As stated in all the other answers: No. The package hierarchy means nothing outside of the mind of the person who set it up.
In my opinion this is Java's major flaw. When building up monster systems by merging together other monster programs, nothing beats Java-the-language. All other languages eventually end up in confused, undocumentable, indecipherable piles of code.
Well, so does Java, but it gets a lot further than any other language I've used. But its ignorance of package hierarchy--the inability to encapsulate data in a package hierarchy--is the limitation, or brick wall, that stops it. I can put a system, or set of classes that work together, in a single package. Then I can make a bunch of those classes package private so that when this package is added to another super-system that super-system cannot see--and be confused by--those hidden classes.
But if my system is already super enough ("super" as in "superman", not "superclass") to need several packages for clarity, my formerly package-private classes must now be public, and I can't stop the super-super-system from seeing everything in my super-system.

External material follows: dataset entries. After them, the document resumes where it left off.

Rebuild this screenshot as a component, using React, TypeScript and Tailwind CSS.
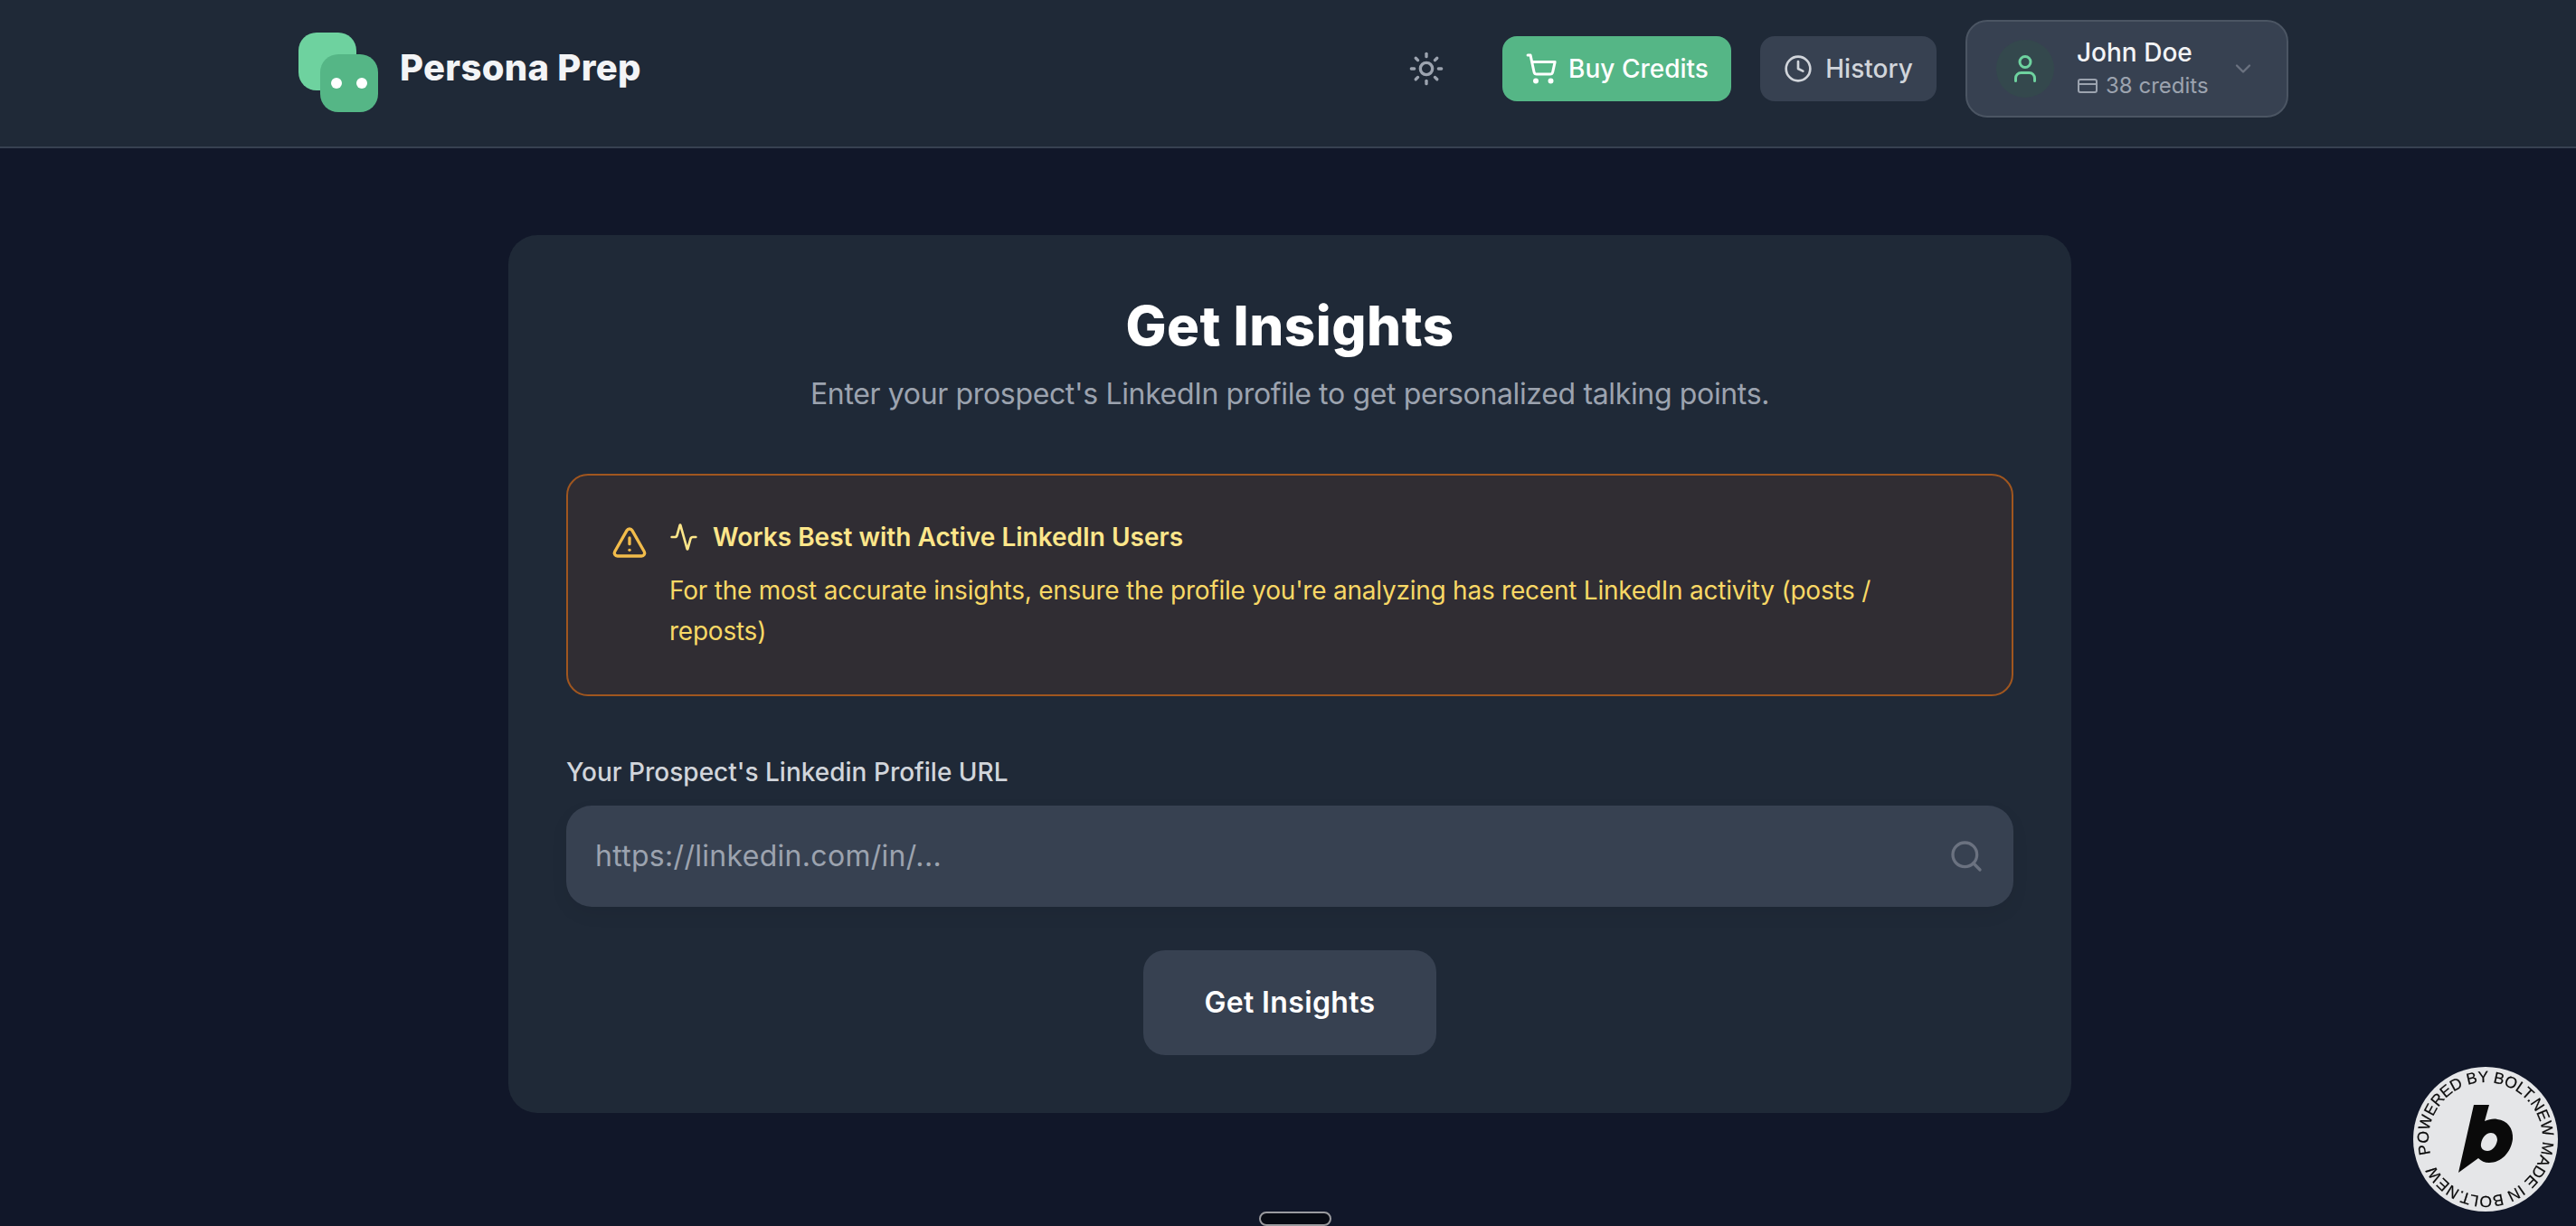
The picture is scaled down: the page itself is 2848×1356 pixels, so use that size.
import { Sun, ShoppingCart, Clock, User, CreditCard, ChevronDown, TriangleAlert, Activity, Search } from "lucide-react";

function Logo() {
  return (
    <div className="relative w-[88px] h-[88px] shrink-0">
      <div className="absolute left-0 top-0 w-16 h-16 rounded-[20px] bg-[#6ed29f]" />
      <div className="absolute left-6 top-6 w-16 h-16 rounded-[20px] bg-[#55b686] flex items-center justify-center gap-4">
        <span className="w-3 h-3 rounded-full bg-white" />
        <span className="w-3 h-3 rounded-full bg-white" />
      </div>
    </div>
  );
}

function BoltBadge() {
  return (
    <div className="fixed left-[2668px] top-[1180px] w-40 h-40 rounded-full bg-[#e5e6e8]">
      <svg viewBox="0 0 160 160" className="w-40 h-40">
        <defs>
          <path id="badge-ring" d="M80 80 m-63 0 a63 63 0 1 1 126 0 a63 63 0 1 1 -126 0" />
        </defs>
        <g transform="rotate(-15 80 80)">
          <text fontSize="17.5" fontFamily="'Liberation Sans', sans-serif" fill="#0a0a0a" stroke="#0a0a0a" strokeWidth="0.2">
            <textPath href="#badge-ring">POWERED BY BOLT.NEW MADE IN BOLT.NEW</textPath>
          </text>
        </g>
        <path
          d="M67 42 L84 42 L79 60 C84 58 89 57 93 58 C104 59 111 68 110 80 C108 95 97 106 84 106 C79 106 75 104 72 101 L50 117 Z M86 73 C80 73 76 79 75 85 C74 90 78 93 82 93 C88 93 92 87 93 81 C93 76 90 73 86 73 Z"
          fill="#0a0a0a"
          fillRule="evenodd"
        />
      </svg>
    </div>
  );
}

export default function App() {
  return (
    <div className="relative h-[1356px] overflow-hidden bg-[#111729] font-['Inter','Liberation_Sans',sans-serif]">
      <header className="h-[164px] border-b-2 border-[#374151] bg-[#1f2937] flex items-center pl-[330px] pr-[318px] pb-[11px] justify-between">
        <div className="flex items-center gap-[24px]">
          <div className="mt-[9px]"><Logo /></div>
          <span className="text-[40px] font-extrabold tracking-[0.3px] text-[#f3f4f6] leading-none mt-[-2px]">Persona Prep</span>
        </div>
        <div className="flex items-center">
          <Sun className="w-10 h-10 text-[#9ca3af] mr-[64px]" strokeWidth={2} />
          <button className="h-[72px] w-[253px] rounded-[16px] bg-[#55b686] flex items-center justify-center gap-[12px] text-white text-[28px] font-medium">
            <ShoppingCart className="w-9 h-9" strokeWidth={2} />
            <span>Buy Credits</span>
          </button>
          <button className="ml-8 h-[72px] w-[195px] rounded-[16px] bg-[#374151] flex items-center justify-center gap-[14px] text-[#d1d5db] text-[28px] font-medium">
            <Clock className="w-8 h-8" strokeWidth={2} />
            <span>History</span>
          </button>
          <div className="ml-8 h-[108px] w-[357px] rounded-[24px] border-2 border-[#4b5563] bg-[#374151] flex items-center pl-[32px] pr-[34px]">
            <div className="w-16 h-16 rounded-full bg-[#34484d] flex items-center justify-center shrink-0">
              <User className="w-9 h-9 text-[#6ed29f]" strokeWidth={2} />
            </div>
            <div className="ml-[25px] flex-1">
              <div className="text-[28px] leading-[36px] font-medium text-[#f3f4f6]">John Doe</div>
              <div className="mt-[3px] flex items-center gap-2 text-[24px] leading-[32px] text-[#9ca3af]">
                <CreditCard className="w-6 h-6" strokeWidth={2} />
                <span>38 credits</span>
              </div>
            </div>
            <ChevronDown className="w-7 h-7 text-[#6b7280]" strokeWidth={2} />
          </div>
        </div>
      </header>

      <main className="pt-24 pl-[562px]">
        <section className="w-[1728px] h-[971px] rounded-[32px] bg-[#1f2937] px-16 pt-[64px]">
          <h1 className="text-center text-[60px] leading-[72px] font-extrabold tracking-[0.5px] text-white">Get Insights</h1>
          <p className="mt-[20px] text-center text-[32px] leading-[40px] tracking-[-0.35px] text-[#9ca3af]">Enter your prospect's LinkedIn profile to get personalized talking points.</p>

          <div className="mt-[68px] h-[246px] rounded-[24px] border-2 border-[#a0561f] bg-[#302d33] flex pl-[48px] pr-[120px] pt-[48px]">
            <TriangleAlert className="w-10 h-10 mt-[6px] text-[#f2bc4b] shrink-0" strokeWidth={2} />
            <div className="ml-6">
              <div className="flex items-center gap-4 h-10">
                <Activity className="w-8 h-8 text-[#fde68a]" strokeWidth={2} />
                <span className="text-[28px] font-semibold text-[#fde68a]">Works Best with Active LinkedIn Users</span>
              </div>
              <p className="mt-[17px] text-[28px] leading-[45px] tracking-[-0.23px] text-[#f8d865]">For the most accurate insights, ensure the profile you're analyzing has recent LinkedIn activity (posts / reposts)</p>
            </div>
          </div>

          <label className="block mt-[64px] text-[28px] leading-[40px] font-medium text-[#d1d5db]">Your Prospect's Linkedin Profile URL</label>
          <div className="mt-[17px] h-[112px] rounded-[28px] bg-[#374151] shadow-[0_8px_20px_rgba(0,0,0,0.06)] flex items-center pl-8 pr-8">
            <span className="flex-1 text-[32px] tracking-[0.3px] text-[#9ca3af]">https://linkedin.com/in/...</span>
            <Search className="w-10 h-10 text-[#6b7280]" strokeWidth={2} />
          </div>
          <div className="mt-[48px] flex justify-center">
            <button className="w-[324px] h-[116px] rounded-[24px] bg-[#374151] text-white text-[32px] font-semibold tracking-[0.35px]">Get Insights</button>
          </div>
        </section>
      </main>

      <BoltBadge />
      <div className="fixed left-[1392px] top-[1340px] w-20 h-4 rounded-lg border-2 border-[#9a9a9e] bg-[#080b14]" />
    </div>
  );
}
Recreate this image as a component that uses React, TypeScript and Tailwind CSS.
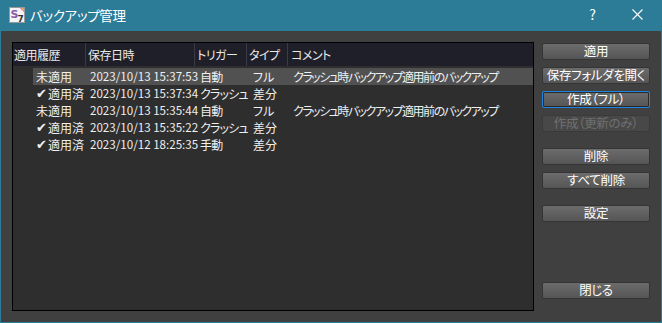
import React from "react";

const rows = [
  { status: "未適用", applied: false, date: "2023/10/13 15:37:53", trigger: "自動", type: "フル", comment: "クラッシュ時バックアップ適用前のバックアップ", selected: true },
  { status: "適用済", applied: true, date: "2023/10/13 15:37:34", trigger: "クラッシュ", type: "差分", comment: "" },
  { status: "未適用", applied: false, date: "2023/10/13 15:35:44", trigger: "自動", type: "フル", comment: "クラッシュ時バックアップ適用前のバックアップ" },
  { status: "適用済", applied: true, date: "2023/10/13 15:35:22", trigger: "クラッシュ", type: "差分", comment: "" },
  { status: "適用済", applied: true, date: "2023/10/12 18:25:35", trigger: "手動", type: "差分", comment: "" },
];

function AppIcon() {
  return (
    <svg width="16" height="16" viewBox="0 0 16 16">
      <rect x="0.5" y="0.5" width="15" height="15" fill="#f4f4f4" stroke="#9a9a9a" />
      <path d="M11 1 L15 1 L15 5 Z" fill="#e94f8a" />
      <path d="M12 1 L15 1 L15 4 Z" fill="#f5c542" />
      <path d="M13.5 1 L15 1 L15 2.5 Z" fill="#4fb3e8" />
      <text x="1.5" y="11" fontSize="11" fontWeight="bold" fill="#8a5aa8" fontFamily="'DejaVu Sans', sans-serif">S</text>
      <text x="8.5" y="15" fontSize="9" fontWeight="bold" fill="#333" fontFamily="'DejaVu Sans', sans-serif">7</text>
    </svg>
  );
}

function Btn({ label, focused, disabled, className }: { label: string; focused?: boolean; disabled?: boolean; className?: string }) {
  return (
    <button
      className={
        "h-[17px] w-[108px] rounded-[2px] border text-[12.5px] leading-none flex items-center justify-center whitespace-nowrap tracking-[-0.3px] " +
        (disabled
          ? "border-[#3a3a3a] bg-[#484848] text-[#707070] "
          : focused
          ? "border-[#1f84e0] bg-gradient-to-b from-[#6c6c6c] to-[#555555] text-white shadow-[inset_0_0_0_1px_#2a2a2a] "
          : "border-[#353535] bg-gradient-to-b from-[#6c6c6c] to-[#555555] text-white ") +
        (className ?? "")
      }
    >
      {label}
    </button>
  );
}

export default function App() {
  return (
    <div
      className="w-[662px] h-[323px] flex flex-col bg-[#2c7b97] [font-feature-settings:'palt'] select-none"
      style={{ fontFamily: "'Noto Sans CJK JP', 'DejaVu Sans', sans-serif" }}
    >
      {/* Title bar */}
      <div className="h-[31px] flex items-center shrink-0">
        <div className="ml-[9px] mb-[2px]">
          <AppIcon />
        </div>
        <span className="ml-[5px] text-[13.5px] text-white mb-[1px] tracking-[-0.3px]">バックアップ管理</span>
        <span className="ml-auto mr-[36px] text-[14px] text-white mb-[2px]">?</span>
        <svg width="11" height="11" viewBox="0 0 11 11" className="mr-[19px] mb-[2px]">
          <path d="M0.5 0.5 L10.5 10.5 M10.5 0.5 L0.5 10.5" stroke="#fff" strokeWidth="1.1" />
        </svg>
      </div>

      {/* Body */}
      <div className="flex-1 mx-[1px] mb-[1px] bg-[#404040] flex pl-[11px] pt-[11px] pb-[11px] pr-[11px]">
        {/* List */}
        <div className="w-[522px] border border-black bg-[#2e2e2e] flex flex-col text-[12px] text-[#f0f0f0]">
          <div className="h-[23px] bg-[#1f1f29] flex items-center text-[#e8e8e8] tracking-[-0.5px]">
            <div className="w-[73px] pl-[1px] h-full flex items-center border-r border-[#3b3b47]">適用履歴</div>
            <div className="w-[109px] pl-[2px] h-full flex items-center border-r border-[#3b3b47]">保存日時</div>
            <div className="w-[52px] pl-[2px] h-full flex items-center border-r border-[#3b3b47]">トリガー</div>
            <div className="w-[41px] pl-[2px] h-full flex items-center border-r border-[#3b3b47]">タイプ</div>
            <div className="flex-1 pl-[3px] h-full flex items-center">コメント</div>
          </div>
          <div className="mt-[2px] flex flex-col">
            {rows.map((r, i) => (
              <div key={i} className="h-[17px] flex">
                <div className="w-[20px] shrink-0" />
                <div className={"flex-1 flex items-center " + (r.selected ? "bg-[#515151]" : "")}>
                  <div className="w-[53px] pl-[3px] flex items-center whitespace-nowrap">
                    {r.applied && (
                      <span className="text-[13px] leading-none mr-[1px]" style={{ fontFamily: "'DejaVu Sans', sans-serif" }}>
                        ✔
                      </span>
                    )}
                    {r.status}
                  </div>
                  <div className="w-[110px] pl-[4px] whitespace-nowrap text-[11.6px]">{r.date}</div>
                  <div className="w-[52px] pl-[4px] whitespace-nowrap tracking-[-0.8px]">{r.trigger}</div>
                  <div className="w-[40px] pl-[5px] whitespace-nowrap">{r.type}</div>
                  <div className="flex-1 pl-[5px] whitespace-nowrap tracking-[-1.5px]">{r.comment}</div>
                </div>
              </div>
            ))}
          </div>
        </div>

        {/* Buttons */}
        <div className="ml-[8px] flex flex-col pt-[1px]">
          <Btn label="適用" />
          <Btn label="保存フォルダを開く" className="mt-[7px]" />
          <Btn label="作成（フル）" focused className="mt-[7px]" />
          <Btn label="作成（更新のみ）" disabled className="mt-[7px]" />
          <Btn label="削除" className="mt-[16px]" />
          <Btn label="すべて削除" className="mt-[7px]" />
          <Btn label="設定" className="mt-[16px]" />
          <Btn label="閉じる" className="mt-[60px]" />
        </div>
      </div>
    </div>
  );
}
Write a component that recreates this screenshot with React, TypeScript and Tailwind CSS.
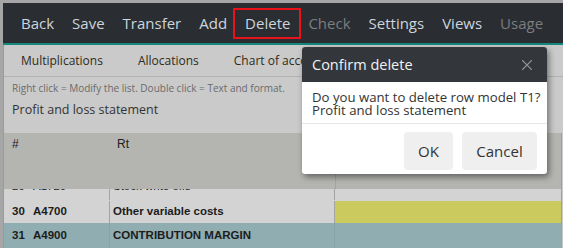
import { X } from 'lucide-react'

const NAV = [
  { label: 'Back' },
  { label: 'Save' },
  { label: 'Transfer' },
  { label: 'Add' },
  { label: 'Delete', active: true },
  { label: 'Check', disabled: true },
  { label: 'Settings' },
  { label: 'Views' },
  { label: 'Usage', disabled: true },
]

const TABS = ['Multiplications', 'Allocations', 'Chart of accounts']

const gridFont = { fontFamily: "'Liberation Sans', Arial, sans-serif" }

export default function App() {
  return (
    <div
      className="relative w-[563px] h-[248px] overflow-hidden bg-[#a6a6a6] pt-[3px] pl-[3px]"
      style={{ fontFamily: "'Open Sans', 'Liberation Sans', sans-serif" }}
    >
      {/* Top menu */}
      <nav className="h-[40px] bg-[#2a2d31] flex items-center pl-[18px] gap-[18px] text-[15px]">
        {NAV.map(item => (
          <span
            key={item.label}
            className={`relative leading-none ${item.disabled ? 'text-[#7b7e82]' : 'text-[#cdd5de]'}`}
          >
            {item.label}
            {item.active && (
              <span className="absolute -left-[12px] -right-[11px] -top-[8px] -bottom-[8px] border-2 border-[#e8121b]" />
            )}
          </span>
        ))}
      </nav>
      <div className="h-[2px] bg-[#15877d]" />

      {/* Content */}
      <div className="border-l border-[#9b9b9b] bg-[#cacaca] h-[203px] flex flex-col">
        <div className="h-[33px] flex items-center pl-[17px] gap-[35px] text-[12px] text-[#2e2a20] border-b border-[#b2b2b2] whitespace-nowrap">
          {TABS.map(t => (
            <span key={t}>{t}</span>
          ))}
        </div>
        <div className="pl-[8px] pt-[4px] text-[10px] text-[#6b6b6b] leading-[14px] whitespace-nowrap">
          Right click = Modify the list. Double click = Text and format.
        </div>
        <div className="pl-[8px] pt-[6px] text-[12.5px] text-[#333] leading-[18px]">Profit and loss statement</div>

        {/* Grid */}
        <div className="mt-[14px] flex flex-col border-r border-[#a0a0a0] mr-[1px]" style={gridFont}>
          <div className="h-[56px] bg-[#b4b4b1] flex text-[12px] text-[#222] pt-[2px]">
            <div className="w-[106px] pl-[8px]">#</div>
            <div className="w-[226px] pl-[7px] border-r border-[#a3a3a3]">Rt</div>
            <div className="flex-1" />
          </div>

          <div className="h-[12px] overflow-hidden bg-[#d3d3d3]">
            <div className="-mt-[15px] h-[26px] flex items-center text-[11.5px] text-[#222]">
              <div className="w-[29px] pl-[8px]">29</div>
              <div className="w-[76px]">A1720</div>
              <div className="w-[226px] h-full flex items-center pl-[3px] border-l border-r border-[#a3a3a3]">Stock write offs</div>
              <div className="flex-1" />
            </div>
          </div>

          <div className="h-[22px] flex items-center text-[11.5px] font-bold text-[#1c1c1c] bg-[#d3d3d3]">
            <div className="w-[29px] pl-[8px]">30</div>
            <div className="w-[76px]">A4700</div>
            <div className="w-[226px] h-full flex items-center pl-[3px] border-l border-r border-[#a3a3a3]">Other variable costs</div>
            <div className="flex-1 h-full bg-[#cbca5e]" />
          </div>

          <div className="h-[25px] flex items-center text-[11.5px] font-bold text-[#1c1c1c] bg-[#90adb1]">
            <div className="w-[29px] pl-[8px]">31</div>
            <div className="w-[76px]">A4900</div>
            <div className="w-[226px] h-full flex items-center pl-[3px] border-l border-r border-[#88a2a6]">CONTRIBUTION MARGIN</div>
            <div className="flex-1" />
          </div>
        </div>
      </div>

      {/* Dialog */}
      <div className="absolute left-[302px] top-[47px] w-[245px] rounded-[3px] bg-white shadow-[2px_3px_6px_rgba(0,0,0,0.45)] overflow-hidden">
        <div className="h-[35px] bg-[#33373c] flex items-center justify-between pl-[10px] pr-[11px]">
          <span className="text-[14.5px] text-[#f2f2f2]">Confirm delete</span>
          <X size={18} strokeWidth={1.5} className="text-[#8c9096]" />
        </div>
        <div className="px-[10px] pt-[9px] pb-[6px] text-[13.2px] leading-[13px] text-[#333] border-b border-[#e6e6e6] whitespace-nowrap">
          <div>Do you want to delete row model T1?</div>
          <div>Profit and loss statement</div>
        </div>
        <div className="flex justify-end gap-[9px] pt-[8px] pb-[4px] pr-[10px]">
          <button className="w-[49px] h-[38px] rounded-[4px] bg-[#efefef] text-[15px] text-[#333]">OK</button>
          <button className="w-[75px] h-[38px] rounded-[4px] bg-[#efefef] text-[15px] text-[#333]">Cancel</button>
        </div>
      </div>
    </div>
  )
}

To make a vast, complex system work, the complexity at every point must be minimized. My super-system has to look as simple as possible to the super-super-system I'm adding it to. Having all the pipes and wires and beams and welds sitting out in public display because I cannot make them package-level-private does not help this.
I hope Jigsaw, mentioned elsewhere, will help. I also hope developer tools such as IDEs will start displaying packages in an outline format rather than treating a.b and a.b.c.d.e as if they were all on the same level--just elements in the same list.